— Begin ITEMS —

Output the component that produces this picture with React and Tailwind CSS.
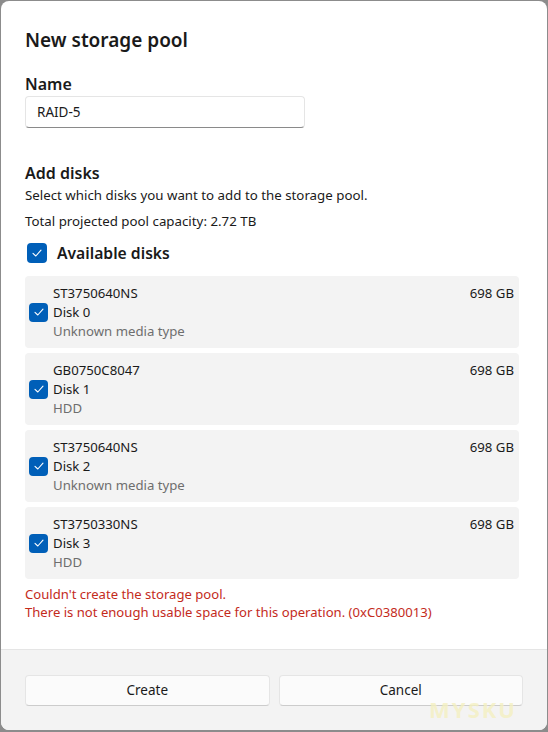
import React from 'react';

// Caixa de seleção no estilo Windows 11
const Check = ({ className = '' }) => (
  <div className={`w-[19px] h-[19px] rounded-[4px] bg-[#005fb8] flex items-center justify-center shrink-0 ${className}`}>
    <svg width="12" height="12" viewBox="0 0 12 12" fill="none">
      <path d="M2 6.3 L4.8 9 L10 3.2" stroke="white" strokeWidth="1.1" strokeLinecap="round" strokeLinejoin="round" />
    </svg>
  </div>
);

const disks = [
  { model: 'ST3750640NS', name: 'Disk 0', type: 'Unknown media type' },
  { model: 'GB0750C8047', name: 'Disk 1', type: 'HDD' },
  { model: 'ST3750640NS', name: 'Disk 2', type: 'Unknown media type' },
  { model: 'ST3750330NS', name: 'Disk 3', type: 'HDD' },
];

const DiskCard = ({ disk }) => (
  <div className="flex items-center bg-[#f3f3f3] rounded-[4px] pl-[4px] pr-[5px] h-[72px]">
    <Check />
    <div className="flex-1 pl-[5px] pt-[1px] text-[13.2px] leading-[19px] text-[#1a1a1a]">
      <div>{disk.model}</div>
      <div>{disk.name}</div>
      <div className="text-[#6e6e6e]">{disk.type}</div>
    </div>
    <div className="self-start pt-[8px] text-[13.2px] leading-[19px] text-[#1a1a1a]">698 GB</div>
  </div>
);

export default function App() {
  return (
    <div
      className="w-[548px] h-[732px] bg-[#8c8c8c] pt-[1px] px-[1px] pb-[2px]"
      style={{ fontFamily: '"Noto Sans", "Open Sans", sans-serif' }}
    >
      <div className="relative h-full bg-white rounded-[8px] flex flex-col overflow-hidden">
        <div className="flex-1 px-[24px] pt-[26px]">
          <h1 className="text-[19px] leading-[26px] font-semibold text-[#1a1a1a]">New storage pool</h1>

          <div className="mt-[20px] text-[16px] leading-[22px] font-semibold text-[#1a1a1a]">Name</div>
          <div className="mt-[1px] w-[280px] h-[32px] border border-[#e5e5e5] border-b-[#8a8a8a] rounded-[4px] flex items-center px-[11px] text-[13.5px] text-[#1a1a1a]">
            RAID-5
          </div>

          <div className="mt-[34px] text-[16px] leading-[22px] font-semibold text-[#1a1a1a]">Add disks</div>
          <div className="mt-[2px] text-[13.3px] leading-[19px] text-[#1a1a1a]">Select which disks you want to add to the storage pool.</div>
          <div className="mt-[7px] text-[13.3px] leading-[19px] text-[#1a1a1a]">Total projected pool capacity: 2.72 TB</div>

          <div className="mt-[11px] flex items-center gap-[10px] pl-[2px]">
            <Check className="w-[20px] h-[20px]" />
            <span className="text-[15.7px] leading-[22px] font-semibold text-[#1a1a1a]">Available disks</span>
          </div>

          <div className="mt-[12px] mr-[4px] flex flex-col gap-[5px]">
            {disks.map((d, i) => (
              <DiskCard key={i} disk={d} />
            ))}
          </div>

          <div className="mt-[6px] text-[13.1px] leading-[18px] text-[#c42b1c]">
            <div>Couldn't create the storage pool.</div>
            <div>There is not enough usable space for this operation. (0xC0380013)</div>
          </div>
        </div>

        <div className="h-[81px] bg-[#f3f3f3] border-t border-[#e5e5e5] flex items-start gap-[9px] px-[24px] pt-[25px]">
          <button className="flex-1 h-[31px] bg-[#fbfbfb] border border-[#e5e5e5] border-b-[#cccccc] rounded-[4px] text-[13.5px] text-[#1a1a1a]">
            Create
          </button>
          <button className="flex-1 h-[31px] bg-[#fbfbfb] border border-[#e5e5e5] border-b-[#cccccc] rounded-[4px] text-[13.5px] text-[#1a1a1a]">
            Cancel
          </button>
        </div>

        <div className="absolute right-[30px] bottom-[4px] text-[22px] font-bold tracking-[2px] text-[#f4f0c0]/80">
          MYSKU
        </div>
      </div>
    </div>
  );
}
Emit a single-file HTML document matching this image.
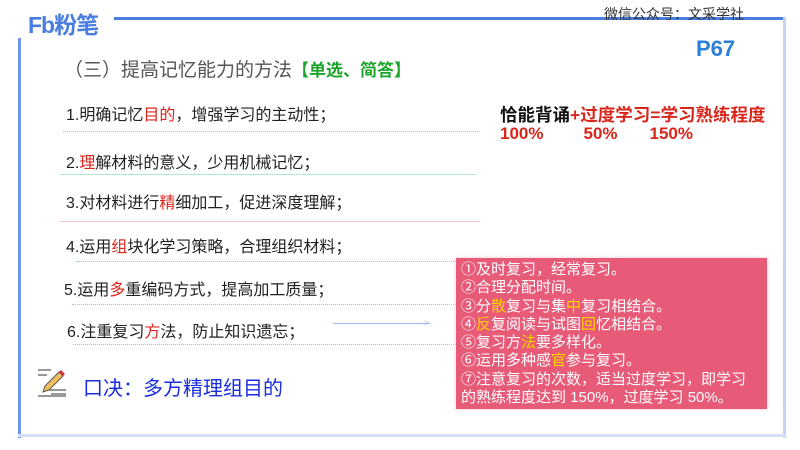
<!DOCTYPE html>
<html><head><meta charset="utf-8"><style>
body{margin:0;width:800px;height:450px;background:#fff;position:relative;overflow:hidden;font-family:"Liberation Sans","Noto Sans CJK SC",sans-serif}
.a{position:absolute;white-space:nowrap}
.it{font-size:16px;color:#222}
.r{color:#d9261c}
.ln{position:absolute;height:0;border-top:1px dotted #8fd6b8}
.y{color:#ffd200}
</style></head><body>
<div class="a" style="left:114px;top:17px;width:672px;height:3px;background:#4a7de0"></div>
<div class="a" style="left:783px;top:17px;width:3px;height:421px;background:#c4d3f6"></div>
<div class="a" style="left:18px;top:38px;width:3px;height:400px;background:#6f95ea"></div>
<div class="a" style="left:18px;top:434px;width:768px;height:3px;background:#d5e0f8"></div>
<div class="a" style="left:28px;top:6px;font-size:23px;font-weight:bold;color:#4a7de0;letter-spacing:-1px">Fb粉笔</div>
<div class="a" style="left:604px;top:4px;font-size:14px;color:#333">微信公众号：文采学社</div>
<div class="a" style="left:696px;top:36px;font-size:22px;font-weight:bold;color:#2a7fd8">P67</div>
<div class="a" style="left:64px;top:55px;font-size:19px;color:#555">（三）提高记忆能力的方法<span style="color:#1aa52a;font-weight:bold;font-size:17px">【单选、简答】</span></div>
<div class="a" style="left:500px;top:102px;font-size:17.5px;font-weight:bold;color:#111">恰能背诵<span class="r">+过度学习=学习熟练程度</span></div>
<div class="a r" style="left:500px;top:124px;font-size:17px;font-weight:bold">100%<span style="margin-left:40px">50%</span><span style="margin-left:32px">150%</span></div>
<div class="a it" style="left:66px;top:101px">1.明确记忆<span class="r">目的</span>，增强学习的主动性；</div>
<div class="ln" style="left:63px;top:131px;width:417px"></div>
<div class="a it" style="left:66px;top:149px">2.<span class="r">理</span>解材料的意义，少用机械记忆；</div>
<div class="ln" style="left:60px;top:174px;width:417px;border-top:1px solid #b8e3cf"></div>
<div class="a it" style="left:66px;top:189px">3.对材料进行<span class="r">精</span>细加工，促进深度理解；</div>
<div class="ln" style="left:60px;top:221px;width:420px;border-top:1px solid #f2c6cf"></div>
<div class="a it" style="left:66px;top:233px">4.运用<span class="r">组</span>块化学习策略，合理组织材料；</div>
<div class="ln" style="left:76px;top:261px;width:380px"></div>
<div class="a it" style="left:64px;top:276px">5.运用<span class="r">多</span>重编码方式，提高加工质量；</div>
<div class="ln" style="left:72px;top:304px;width:384px"></div>
<div class="a it" style="left:67px;top:318px">6.注重复习<span class="r">方</span>法，防止知识遗忘；</div>
<div class="a" style="left:333px;top:323px;width:97px;height:1px;background:#9dbaf0"></div>
<div class="a" style="left:424px;top:318px;font-size:9px;color:#9dbaf0">&gt;</div>
<div class="ln" style="left:73px;top:344px;width:383px"></div>
<svg class="a" style="left:37px;top:368px" width="30" height="30" viewBox="0 0 30 30"><g stroke="#777" stroke-width="1.5"><line x1="1" y1="2" x2="14" y2="2"/><line x1="1" y1="7" x2="10" y2="7"/><line x1="12" y1="22" x2="29" y2="22"/><line x1="14" y1="26" x2="29" y2="26"/><line x1="1" y1="28" x2="29" y2="28"/></g><path d="M6 24 L8 18 L22 4 L26 8 L12 22 Z" fill="#f0c060" stroke="#555" stroke-width="1"/><path d="M22 4 L24 2 L28 6 L26 8Z" fill="#d9303a"/></svg>
<div class="a" style="left:83px;top:372px;font-size:20px;color:#1a2ee0">口决：多方精理组目的</div>
<div class="a" style="left:456px;top:258px;width:311px;height:151px;background:#e85b78;box-shadow:0 0 4px #f5c8d2"></div>
<div class="a" style="left:461px;top:261px;font-size:15px;line-height:18.3px;color:#fff">①及时复习，经常复习。<br>②合理分配时间。<br>③分<span class="y">散</span>复习与集<span class="y">中</span>复习相结合。<br>④<span class="y">反</span>复阅读与试图<span class="y">回</span>忆相结合。<br>⑤复习方<span class="y">法</span>要多样化。<br>⑥运用多种感<span class="y">官</span>参与复习。<br>⑦注意复习的次数，适当过度学习，即学习<br>的熟练程度达到 150%，过度学习 50%。</div>
</body></html>
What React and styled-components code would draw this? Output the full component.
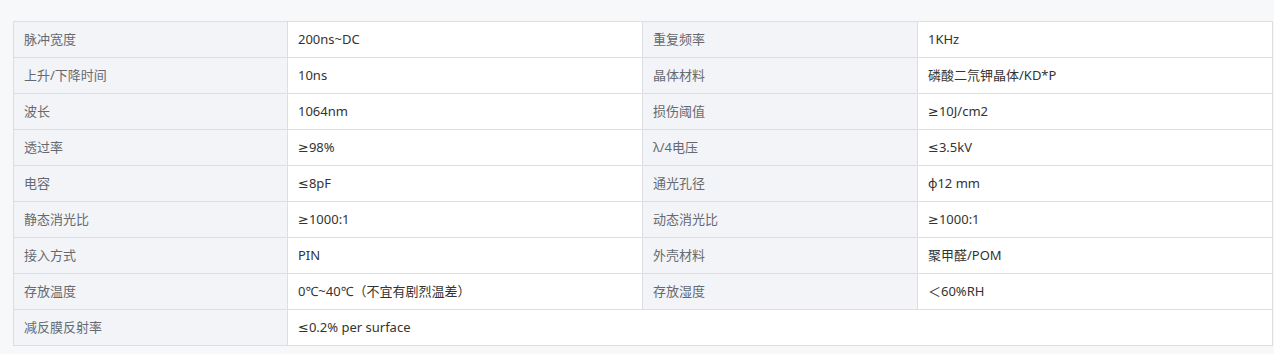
import React from "react";
import styled, { createGlobalStyle } from "styled-components";

const GlobalStyle = createGlobalStyle`
    html, body {
        margin: 0;
        padding: 0;
        background: #f7f8fa;
    }
    body {
        font-family: "Noto Sans", "DejaVu Sans", "Noto Sans CJK SC", sans-serif;
        font-size: 13px;
    }
`;

const specs = [
    ["脉冲宽度", "200ns~DC", "重复频率", "1KHz"],
    ["上升/下降时间", "10ns", "晶体材料", "磷酸二氘钾晶体/KD*P"],
    ["波长", "1064nm", "损伤阈值", "≥10J/cm2"],
    ["透过率", "≥98%", "λ/4电压", "≤3.5kV"],
    ["电容", "≤8pF", "通光孔径", "φ12 mm"],
    ["静态消光比", "≥1000:1", "动态消光比", "≥1000:1"],
    ["接入方式", "PIN", "外壳材料", "聚甲醛/POM"],
    ["存放温度", "0℃~40℃（不宜有剧烈温差）", "存放湿度", "＜60%RH"],
    ["减反膜反射率", "≤0.2% per surface"],
];

const App = () => {
    return (
        <Page>
            <GlobalStyle />
            <SpecTable>
                <colgroup>
                    <Col $w={274} />
                    <Col $w={355} />
                    <Col $w={275} />
                    <Col $w={355} />
                </colgroup>
                <tbody>
                    {specs.map((row, i) => (
                        <tr key={i}>
                            <Label>{row[0]}</Label>
                            {row.length === 2 ? (
                                <Value colSpan={3}>{row[1]}</Value>
                            ) : (
                                <>
                                    <Value>{row[1]}</Value>
                                    <Label>{row[2]}</Label>
                                    <Value>{row[3]}</Value>
                                </>
                            )}
                        </tr>
                    ))}
                </tbody>
            </SpecTable>
        </Page>
    );
};

export default App;

const Page = styled.div`
    padding: 21px 0 7px 13px;
    min-height: 354px;
    box-sizing: border-box;
`;

const SpecTable = styled.table`
    width: 1260px;
    table-layout: fixed;
    border-collapse: collapse;
    background: #fff;
`;

const Col = styled.col`
    width: ${(p) => p.$w}px;
`;

const Cell = styled.td`
    height: 36px;
    padding: 0 10px;
    border: 1px solid #dcdee2;
    vertical-align: middle;
    line-height: 1.2;
    white-space: nowrap;
    box-sizing: border-box;
`;

const Label = styled(Cell)`
    background: #f3f4f7;
    color: #666a70;
`;

const Value = styled(Cell)`
    background: #fff;
    color: #333;
`;
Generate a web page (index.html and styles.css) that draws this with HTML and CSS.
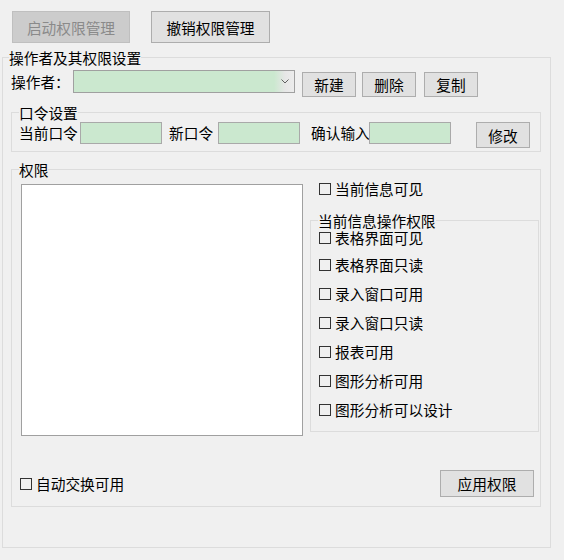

— End ITEMS —

=== WORK TO BE COMPLETED ===
Every line from the top of the material above through the line with "import React from 'react';" should be duplicated exactly, please; leave out the pictures.

=== OUTPUT OF THE TASK ===
Output the component that produces this picture with React and Tailwind CSS.
import React from 'react';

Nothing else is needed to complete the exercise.